A common need for a mobile
app is a splash screen (which typically fill the whole screen) that
contains a logo and that adapts itself to different screen
resolutions and form factors without distorting the logo.
Google has a PNG format
called 9-patch that allows to stretch just the sides of an image for
Android apps, as for a logo, or, else, just the center (for instance,
a button whose inside stretches leaving the corners intact).

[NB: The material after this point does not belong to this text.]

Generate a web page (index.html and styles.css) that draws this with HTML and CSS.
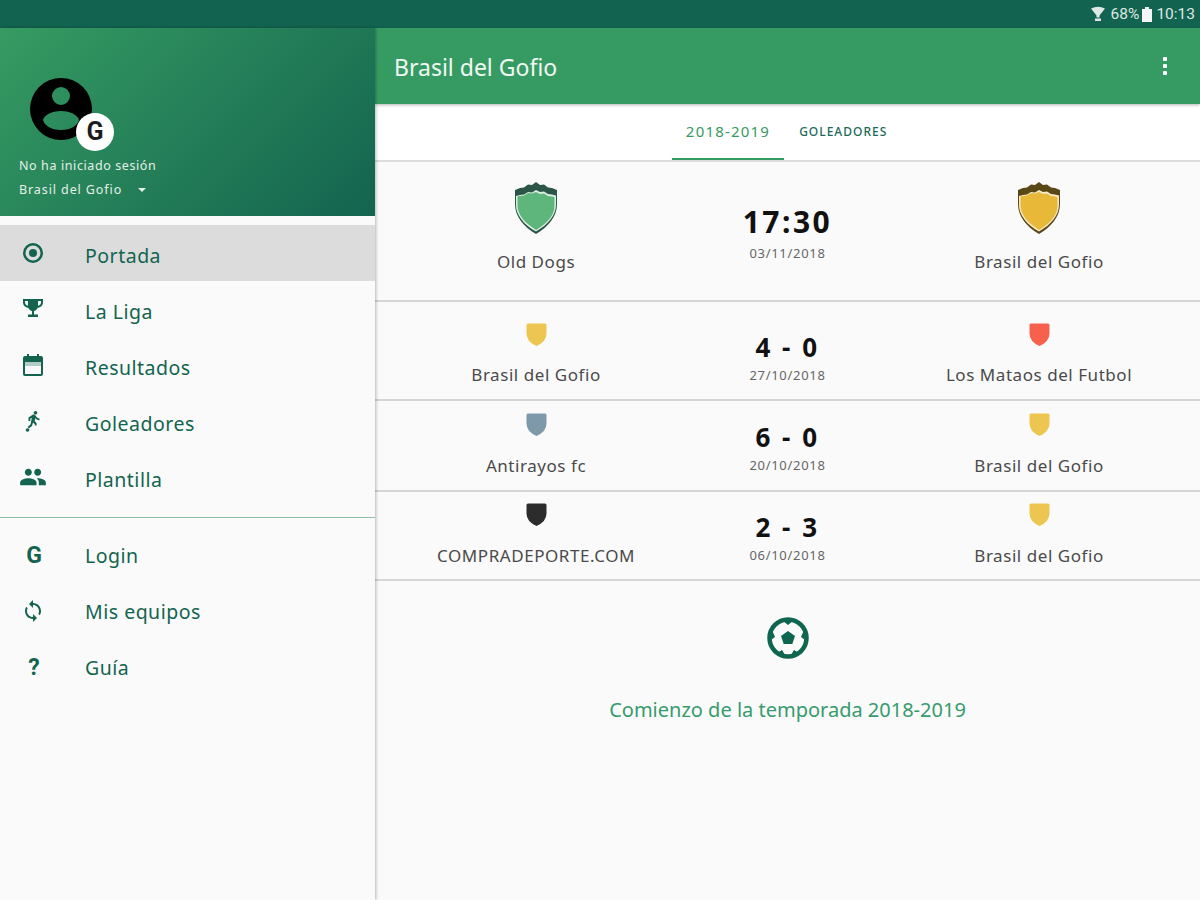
FILE: index.html
```html
<!DOCTYPE html>
<html lang="es">
<head>
  <meta charset="UTF-8">
  <title>Brasil del Gofio</title>
  <link rel="stylesheet" href="styles.css">
</head>
<body>
  <svg class="defs" width="0" height="0">
    <symbol id="crest" viewBox="0 0 21 23"><path d="M.5 2Q.5 .5 2 .5h17q1.500 0 1.500 1.500v8.500q0 8-10 12.500Q.5 18.500 .5 10.500z"/></symbol>
  </svg>

  <div id="status-bar">
    <svg class="wifi" width="14" height="16" viewBox="0 0 14 16"><path d="M0 2.500Q7-1 14 2.500L8.500 9.500v2h-3v-2z" fill="#dfe8e4"/><rect x="4" y="12.500" width="6" height="2.500" fill="#dfe8e4"/></svg>
    <span class="pct">68%</span>
    <svg class="batt" width="10" height="15" viewBox="0 0 10 15"><path d="M3 0h4v2h3v13H0V2h3z" fill="#f4f7f6"/></svg>
    <span class="clock">10:13</span>
  </div>

  <div id="app">
    <!-- Drawer -->
    <aside id="drawer">
      <div id="drawer-header">
        <div class="avatar">
          <svg width="62" height="62" viewBox="0 0 62 62"><path fill-rule="evenodd" d="M31 0a31 31 0 1 0 0 62a31 31 0 1 0 0-62zM31 9a9 9 0 1 1 0 18a9 9 0 1 1 0-18zM31 33c10 0 17 4.500 18 9c-1 5-8 10-18 10s-17-5-18-10c1-4.500 8-9 18-9z"/></svg>
          <span class="g-badge">G</span>
        </div>
        <div class="session">No ha iniciado sesión</div>
        <div class="team-select">Brasil del Gofio <span class="caret"></span></div>
      </div>

      <ul class="menu main-menu">
        <li class="active">
          <svg class="ic" viewBox="0 0 24 24"><path fill-rule="evenodd" d="M12 2a10 10 0 1 0 0 20a10 10 0 1 0 0-20zM12 4.500a7.500 7.500 0 1 1 0 15a7.500 7.500 0 1 1 0-15z"/><circle cx="12" cy="12" r="4"/></svg>
          <span>Portada</span>
        </li>
        <li>
          <svg class="ic" viewBox="0 0 24 24"><path fill-rule="evenodd" d="M2 2h20v3.500c0 3-2.500 5-5.500 5.500c-.8 1.700-2 2.700-3.500 3v3.500h4V20H7v-2.500h4V14c-1.500-.3-2.700-1.300-3.500-3C4.500 10.500 2 8.500 2 5.500zM4 4v1.500c0 1.500 1 2.700 3 3.200V4zM20 4h-3v4.700c2-.5 3-1.700 3-3.200z"/></svg>
          <span>La Liga</span>
        </li>
        <li>
          <svg class="ic" viewBox="0 0 24 24"><path fill-rule="evenodd" d="M6 1h2v2h8V1h2v2h2a2 2 0 0 1 2 2v16a2 2 0 0 1-2 2H4a2 2 0 0 1-2-2V5a2 2 0 0 1 2-2h2zM4 9v12h16V9z"/><rect x="4" y="9" width="16" height="4" opacity=".3"/></svg>
          <span>Resultados</span>
        </li>
        <li>
          <svg class="ic" viewBox="0 0 24 24"><path d="M14.500 5.500c1 0 1.800-.8 1.800-1.800s-.8-1.800-1.800-1.800-1.800.8-1.800 1.800.8 1.800 1.800 1.800zM11 17l1-3.500 1.800 1.800v1.200h1.800v-2.200l-1.900-2.200.6-2.800c1 1.200 2.500 2 4.200 2v-1.800c-1.500 0-2.700-.8-3.300-1.900l-.9-1.400c-.3-.5-.9-.8-1.500-.8-.3 0-.5.100-.8.200L7.500 8.500v3.500h1.800V9.500l1.500-.6-1.300 6.600-2.900 2.500 1.200 1.400z"/><circle cx="6.500" cy="21" r="1.800"/></svg>
          <span>Goleadores</span>
        </li>
        <li>
          <svg class="ic ic-wide" viewBox="0 0 24 24"><path d="M16 11c1.660 0 2.990-1.340 2.990-3S17.660 5 16 5c-1.660 0-3 1.340-3 3s1.340 3 3 3zm-8 0c1.660 0 2.990-1.340 2.990-3S9.660 5 8 5C6.340 5 5 6.340 5 8s1.340 3 3 3zm0 2c-2.330 0-7 1.170-7 3.500V19h14v-2.500c0-2.330-4.670-3.500-7-3.500zm8 0c-.290 0-.620.020-.970.050 1.160.840 1.970 1.970 1.970 3.450V19h6v-2.500c0-2.330-4.670-3.500-7-3.500z"/></svg>
          <span>Plantilla</span>
        </li>
      </ul>

      <div class="menu-sep"></div>

      <ul class="menu extra-menu">
        <li><b class="ic-text">G</b><span>Login</span></li>
        <li>
          <svg class="ic" viewBox="0 0 24 24"><path d="M12 4V1L8 5l4 4V6c3.310 0 6 2.690 6 6 0 1.010-.250 1.970-.700 2.800l1.460 1.460C19.540 15.030 20 13.570 20 12c0-4.420-3.580-8-8-8zm0 14c-3.310 0-6-2.690-6-6 0-1.010.250-1.970.700-2.800L5.240 7.740C4.460 8.970 4 10.430 4 12c0 4.420 3.580 8 8 8v3l4-4-4-4v3z"/></svg>
          <span>Mis equipos</span>
        </li>
        <li><b class="ic-text">?</b><span>Guía</span></li>
      </ul>
    </aside>

    <!-- Content -->
    <main id="content">
      <header id="app-bar">
        <h1>Brasil del Gofio</h1>
        <div class="more"><i></i><i></i><i></i></div>
      </header>

      <nav id="tabs">
        <a class="tab active">2018-2019</a>
        <a class="tab small">GOLEADORES</a>
      </nav>

      <section class="match next">
        <div class="team">
          <svg class="crest-big" width="44" height="52" viewBox="0 0 44 52"><path d="M22 0l4 3 4-.500 4 3 4 .500 5 2v14C43 35 34 45 22 52 10 45 1 35 1 22V8l5-2 4-.500 4-3 4 .500z" fill="#2b5546"/><path d="M22 8l4 2 4-.500 4 2.500 4 .500 4 1v9c0 11-8 20-20 27C10 43 2 33 2 23v-9l4-1 4-.500 4-2.500 4 .500z" fill="#dbeee2"/><path d="M22 10l4 2 4-.500 4 2.500 4 .500 2.500.500v8.500c0 10-7.500 18-18.500 24.500C11 41 3.500 33 3.500 23v-8.500L6 14l4-.500 4-2.500 4 .500z" fill="#5fb67c"/></svg>
          <div class="name">Old Dogs</div>
        </div>
        <div class="score">
          <div class="time">17:30</div>
          <div class="date">03/11/2018</div>
        </div>
        <div class="team">
          <svg class="crest-big" width="44" height="52" viewBox="0 0 44 52"><path d="M22 0l4 3 4-.500 4 3 4 .500 5 2v14C43 35 34 45 22 52 10 45 1 35 1 22V8l5-2 4-.500 4-3 4 .500z" fill="#5a4716"/><path d="M22 8l4 2 4-.500 4 2.500 4 .500 4 1v9c0 11-8 20-20 27C10 43 2 33 2 23v-9l4-1 4-.500 4-2.500 4 .500z" fill="#f5ebc8"/><path d="M22 10l4 2 4-.500 4 2.500 4 .500 2.500.500v8.500c0 10-7.500 18-18.500 24.500C11 41 3.500 33 3.500 23v-8.500L6 14l4-.500 4-2.500 4 .500z" fill="#e8b838"/></svg>
          <div class="name">Brasil del Gofio</div>
        </div>
      </section>

      <section class="match r1">
        <div class="team"><svg class="crest yellow"><use href="#crest"/></svg><div class="name">Brasil del Gofio</div></div>
        <div class="score"><div class="goals">4 - 0</div><div class="date">27/10/2018</div></div>
        <div class="team"><svg class="crest red"><use href="#crest"/></svg><div class="name">Los Mataos del Futbol</div></div>
      </section>

      <section class="match r2">
        <div class="team"><svg class="crest slate"><use href="#crest"/></svg><div class="name">Antirayos fc</div></div>
        <div class="score"><div class="goals">6 - 0</div><div class="date">20/10/2018</div></div>
        <div class="team"><svg class="crest yellow"><use href="#crest"/></svg><div class="name">Brasil del Gofio</div></div>
      </section>

      <section class="match r3">
        <div class="team"><svg class="crest dark"><use href="#crest"/></svg><div class="name">COMPRADEPORTE.COM</div></div>
        <div class="score"><div class="goals">2 - 3</div><div class="date">06/10/2018</div></div>
        <div class="team"><svg class="crest yellow"><use href="#crest"/></svg><div class="name">Brasil del Gofio</div></div>
      </section>

      <section class="season">
        <svg width="42" height="42" viewBox="0 0 42 42"><circle cx="21" cy="21" r="18.500" fill="none" stroke="#0f6650" stroke-width="4.500"/><path d="M21 14l7 5-2.700 8h-8.600L14 19z" fill="#0f6650"/><path d="M16 4h10l-5 4zM37 13l1 10-4-3zM32 36l-8 2 3-5zM10 36l8 2-3-5zM5 13l-1 10 4-3z" fill="#0f6650"/></svg>
        <p>Comienzo de la temporada 2018-2019</p>
      </section>
    </main>
  </div>
</body>
</html>
```

FILE: styles.css
```css
/* ====== Page ====== */
html, body {
  margin: 0;
  height: 900px;
  overflow: hidden;
  background: #fafafa;
  font-family: "Noto Sans", sans-serif;
}
.defs { position: absolute; }

/* ====== Status bar ====== */
#status-bar {
  height: 28px;
  background: #12634f;
  color: #dfe8e4;
  display: flex;
  align-items: center;
  justify-content: flex-end;
  padding-right: 5px;
  font-family: "Roboto", sans-serif;
  font-size: 15.500px;
}
.wifi { margin-right: 6px; }
.batt { margin: 0 4px 0 3px; }

#app {
  display: flex;
  height: 872px;
}

/* ====== Drawer ====== */
#drawer {
  width: 375px;
  flex: none;
  background: #fafafa;
  box-shadow: 1px 0 3px rgba(0, 0, 0, 0.28);
  position: relative;
  z-index: 2;
}
#drawer-header {
  height: 188px;
  box-sizing: border-box;
  padding: 50px 0 0 19px;
  background: linear-gradient(135deg, #369b62, #13644f);
  color: #e4f0e9;
  font-size: 12.500px;
}
.avatar {
  position: relative;
  width: 62px;
  height: 62px;
  margin-left: 11px;
  margin-bottom: 17px;
}
.avatar svg { display: block; }
.g-badge {
  position: absolute;
  left: 46px;
  top: 35px;
  width: 38px;
  height: 38px;
  border-radius: 50%;
  background: #fff;
  color: #1c1c1c;
  font: 700 25px/38px "Roboto", sans-serif;
  text-align: center;
}
.session { height: 24px; line-height: 17px; letter-spacing: 0.6px; }
.team-select { line-height: 17px; letter-spacing: 0.9px; }
.caret {
  display: inline-block;
  margin-left: 12px;
  vertical-align: 2px;
  border: 4px solid transparent;
  border-top-color: #e4f0e9;
  border-bottom: 0;
}

.menu {
  list-style: none;
  margin: 0;
  padding: 0;
  color: #12644f;
}
.main-menu { padding-top: 9px; }
.menu li {
  height: 56px;
  display: flex;
  align-items: center;
  font-size: 19.500px;
}
.menu li span { margin-left: 40px; letter-spacing: 0.5px; }
.main-menu li span { margin-top: 4px; }
.extra-menu li span { margin-top: -2px; }
.menu li.active { background: #dcdcdc; }
.ic {
  width: 24px;
  height: 24px;
  margin: 0 0 0 21px;
  fill: #12644f;
}
.extra-menu .ic { margin-top: -2px; }
.ic-wide {
  width: 28px;
  height: 28px;
  margin-left: 19px;
  margin-right: -2px;
}
.ic-text {
  width: 24px;
  margin: -2px 0 0 22px;
  margin-right: -1px;
  text-align: center;
  font: 700 23px "Roboto", sans-serif;
}
.menu-sep {
  height: 1px;
  margin: 12px 0 10px;
  background: #8fc0a5;
}

/* ====== Main content ====== */
#content {
  flex: 1;
  min-width: 0;
}
#app-bar {
  height: 76px;
  background: #369b62;
  box-shadow: 0 1px 3px rgba(0, 0, 0, 0.3);
  display: flex;
  align-items: center;
  justify-content: space-between;
  padding: 0 33px 0 19px;
  position: relative;
}
#app-bar h1 {
  margin: 2px 0 0;
  color: #f1f8f4;
  font-size: 23px;
  font-weight: 400;
}
.more {
  display: flex;
  flex-direction: column;
  gap: 3px;
}
.more i {
  width: 4px;
  height: 4px;
  background: #fff;
  border-radius: 1px;
}

#tabs {
  height: 56px;
  background: #fff;
  border-bottom: 2px solid #dcdcdc;
  display: flex;
  justify-content: center;
}
.tab {
  display: flex;
  align-items: center;
  height: 56px;
  box-sizing: border-box;
  padding: 0 14px;
  font-size: 15px;
  letter-spacing: 1.2px;
  color: #369b62;
  border-bottom: 2px solid #369b62;
}
.tab.small {
  padding: 0 0 0 15px;
  align-items: flex-start;
  line-height: 56px;
  font-size: 12px;
  font-weight: 500;
  letter-spacing: 1px;
  color: #1d6a58;
  border-bottom: 0;
  width: 119px;
}

.match {
  display: grid;
  grid-template-columns: 322px 1fr 322px;
  box-sizing: border-box;
  border-bottom: 2px solid #d6d6d6;
  text-align: center;
}
.match.next { height: 140px; }
.match.r1 { height: 99px; }
.match.r2 { height: 91px; }
.match.r3 { height: 89px; }
.team {
  display: flex;
  flex-direction: column;
  align-items: center;
}
.name {
  font-size: 17px;
  line-height: 22px;
  letter-spacing: 0.55px;
  color: #4a4a4a;
}
.next .team { padding-top: 20px; }
.next .name { margin-top: 17px; }
.crest-big { display: block; }
.crest {
  width: 21px;
  height: 23px;
  margin-bottom: 18px;
}
.r1 .team { padding-top: 21px; }
.r2 .team { padding-top: 12px; }
.r3 .team { padding-top: 11px; }
.r2 .crest, .r3 .crest { margin-bottom: 19px; }
.crest.yellow { fill: #ecc650; }
.crest.red { fill: #f8604e; }
.crest.slate { fill: #7e9aaa; }
.crest.dark { fill: #2c2c2c; }

.score { color: #111; }
.time {
  margin-top: 41px;
  font-size: 30px;
  line-height: 38px;
  font-weight: 700;
  letter-spacing: 2.5px;
}
.goals {
  font-size: 26px;
  line-height: 34px;
  font-weight: 700;
  letter-spacing: 2.5px;
}
.r1 .goals { margin-top: 28px; }
.r2 .goals { margin-top: 19px; }
.r3 .goals { margin-top: 18px; }
.date {
  margin-top: 3px;
  font-size: 13px;
  line-height: 16px;
  letter-spacing: 0.7px;
  color: #666;
}
.next .date { margin-top: 4px; }

.season {
  text-align: center;
  padding-top: 36px;
}
.season svg { display: block; margin: 0 auto; }
.season p {
  margin: 37px 0 0;
  font-size: 20px;
  line-height: 28px;
  color: #369b6e;
}
```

However, I took me quite a
while to figure out how to create 9-patch images that leave a logo in
the middle intact (which is probably not surprising with Google
things, that tend to lean on the cryptic side).
You need to start with a
PNG image with some room around the logo in the center, as Android is going to
stretch the “margins” (fill), if you will.
Them, open it with
draw9patch.exe, included in the Android SDK.
You can find general info
easily on the web, but the trick here is that the TOP and LEFT lines
delimit the margins, while the lines at the BOTTOM and RIGHT define
the object in the middle.
It should be obvious from
looking at the screen capture.
There is also an online
utility called Simple Nine-patch Generator in Google's Asset Studio
that should allow for the creating 9-patch versions of a number of
sizes of a given image in one go, but it does not work for this case
as it can only do a single “stretch regions”, although the logo
itself can be selected appropriately with the “content padding”
area. The new “Optical bounds” feature only works for Android
4.3+ and is used for aligning, which is not of use for a splash
screen. So you should make the largest image in draw9patch and then generate the other sizes with 9patch-resizer.